Dig and divide spring-blooming perennials: iris, daylilies, thrift, violets, Shasta daisies, gloriosa daisies, purple coneflowers and others.
Spring-flowering bulbs from nurseries. Tulips and hyacinths must be refrigerated for a minimum of 45 days at 45 degrees before planting no sooner than mid-December. They need that artificial “pre-chilling” to give them an adequate exposure to winter. Other bulbs can be planted as soon as they’re bought.
Trees, shrubs and other woody nursery stock. Planted now they will have maximum time to establish before next summer’s heat returns.

PRUNE

Perennial gardens to remove spent flowers, seed stalks and foliage.
Erratic growth from shrubs, but save major reshaping for later this winter.
Grass by mowing at regular height up to first frost. Use clippings to remove fallen leaves so they can be put into the compost or raked out beneath shrubs as mulch.

FERTILIZE

Fescue and ryegrass.
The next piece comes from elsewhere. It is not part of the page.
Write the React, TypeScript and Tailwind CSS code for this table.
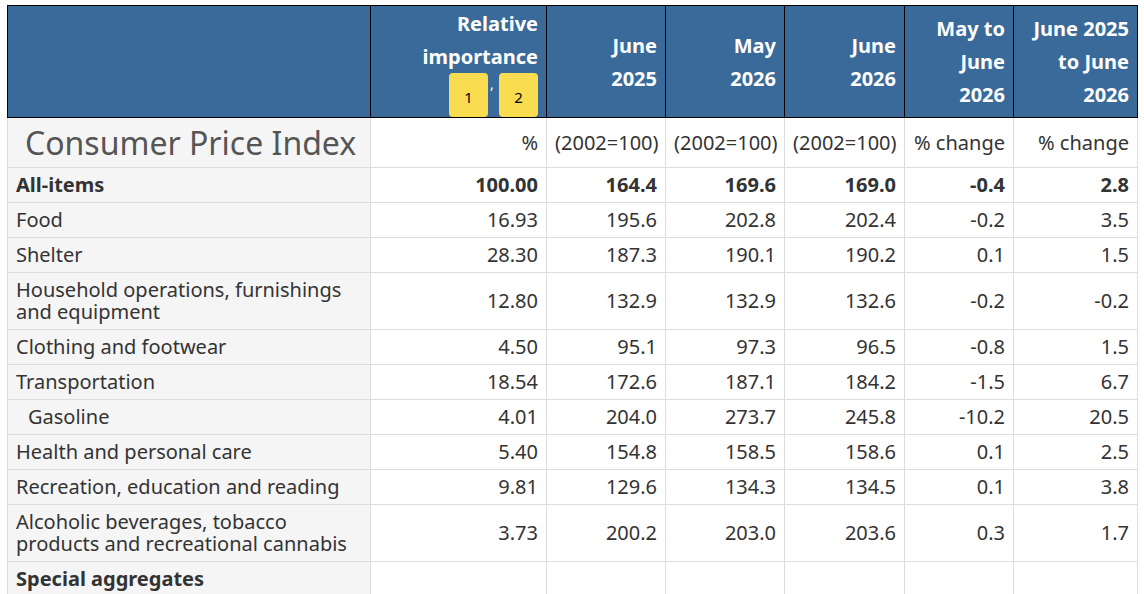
const rows: { label: string; values: string[]; bold?: boolean; indent?: boolean }[] = [
  { label: 'All-items', values: ['100.00', '164.4', '169.6', '169.0', '-0.4', '2.8'], bold: true },
  { label: 'Food', values: ['16.93', '195.6', '202.8', '202.4', '-0.2', '3.5'] },
  { label: 'Shelter', values: ['28.30', '187.3', '190.1', '190.2', '0.1', '1.5'] },
  {
    label: 'Household operations, furnishings and equipment',
    values: ['12.80', '132.9', '132.9', '132.6', '-0.2', '-0.2'],
  },
  { label: 'Clothing and footwear', values: ['4.50', '95.1', '97.3', '96.5', '-0.8', '1.5'] },
  { label: 'Transportation', values: ['18.54', '172.6', '187.1', '184.2', '-1.5', '6.7'] },
  { label: 'Gasoline', values: ['4.01', '204.0', '273.7', '245.8', '-10.2', '20.5'], indent: true },
  { label: 'Health and personal care', values: ['5.40', '154.8', '158.5', '158.6', '0.1', '2.5'] },
  { label: 'Recreation, education and reading', values: ['9.81', '129.6', '134.3', '134.5', '0.1', '3.8'] },
  {
    label: 'Alcoholic beverages, tobacco products and recreational cannabis',
    values: ['3.73', '200.2', '203.0', '203.6', '0.3', '1.7'],
  },
];

const units = ['%', '(2002=100)', '(2002=100)', '(2002=100)', '% change', '% change'];

const head = 'border border-black bg-[#3a6a9a] text-white font-bold text-right align-middle px-2 py-[6px] leading-[33px]';
const cell = 'border border-[#ddd] px-2 py-[6px] leading-[22px] text-right align-middle whitespace-nowrap';
const side = 'border border-[#ddd] bg-[#f5f5f5] px-2 py-[6px] leading-[22px] text-left align-middle';

function Badge({ n }: { n: string }) {
  return (
    <span className="flex h-[44px] w-[39px] items-center justify-center rounded-[4px] bg-[#f9dc4f] pt-[4px] text-[15px] leading-none font-normal text-black">
      {n}
    </span>
  );
}

export default function App() {
  return (
    <div className="min-h-screen bg-white pl-[7px] pt-[5px] text-[20px] text-[#333]" style={{ fontFamily: '"Noto Sans", "Open Sans", sans-serif' }}>
      <table className="table-fixed border-collapse w-[1130px]">
        <colgroup>
          <col className="w-[363px]" />
          <col className="w-[176px]" />
          <col className="w-[119px]" />
          <col className="w-[119px]" />
          <col className="w-[120px]" />
          <col className="w-[109px]" />
          <col className="w-[124px]" />
        </colgroup>
        <thead>
          <tr>
            <th className={head}></th>
            <th className="border border-black bg-[#3a6a9a] text-white font-bold text-right align-bottom px-2 pt-0 pb-0 leading-[33px]">
              <div>Relative</div>
              <div>importance</div>
              <div className="flex justify-end gap-[2px]">
                <Badge n="1" />
                <span className="mt-[4px] w-[7px] text-left text-[14px] leading-none font-normal text-white">,</span>
                <Badge n="2" />
              </div>
            </th>
            <th className={head}>
              June
              <br />
              2025
            </th>
            <th className={head}>
              May
              <br />
              2026
            </th>
            <th className={head}>
              June
              <br />
              2026
            </th>
            <th className={head}>
              May to
              <br />
              June
              <br />
              2026
            </th>
            <th className={head}>
              June 2025
              <br />
              to June
              <br />
              2026
            </th>
          </tr>
        </thead>
        <tbody>
          <tr>
            <th className="border border-[#ddd] bg-[#f5f5f5] pl-[17px] pr-0 py-[6px] text-left text-[32px] leading-[37px] font-normal text-[#555] whitespace-nowrap">
              Consumer Price Index
            </th>
            {units.map((u, i) => (
              <td key={i} className={cell}>
                {u}
              </td>
            ))}
          </tr>
          {rows.map((r) => (
            <tr key={r.label} className={r.bold ? 'font-bold' : ''}>
              <th className={`${side} ${r.bold ? 'font-bold' : 'font-normal'} ${r.indent ? 'pl-[20px]' : ''}`}>{r.label}</th>
              {r.values.map((v, i) => (
                <td key={i} className={cell}>
                  {v}
                </td>
              ))}
            </tr>
          ))}
          <tr>
            <th className={`${side} font-bold`}>Special aggregates</th>
            {units.map((_, i) => (
              <td key={i} className={cell}></td>
            ))}
          </tr>
        </tbody>
      </table>
    </div>
  );
}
These cool-season turf varieties do their growing in cooler weather. Apply all-nitrogen fertilizer to them. Choose one that has half or more of its nitrogen in slow-release form. Apply at half the rate recommended on the bag for this first feeding.
Newly planted winter color annuals with high-nitrogen plant food in water-soluble form. This will give the new plants a quick start.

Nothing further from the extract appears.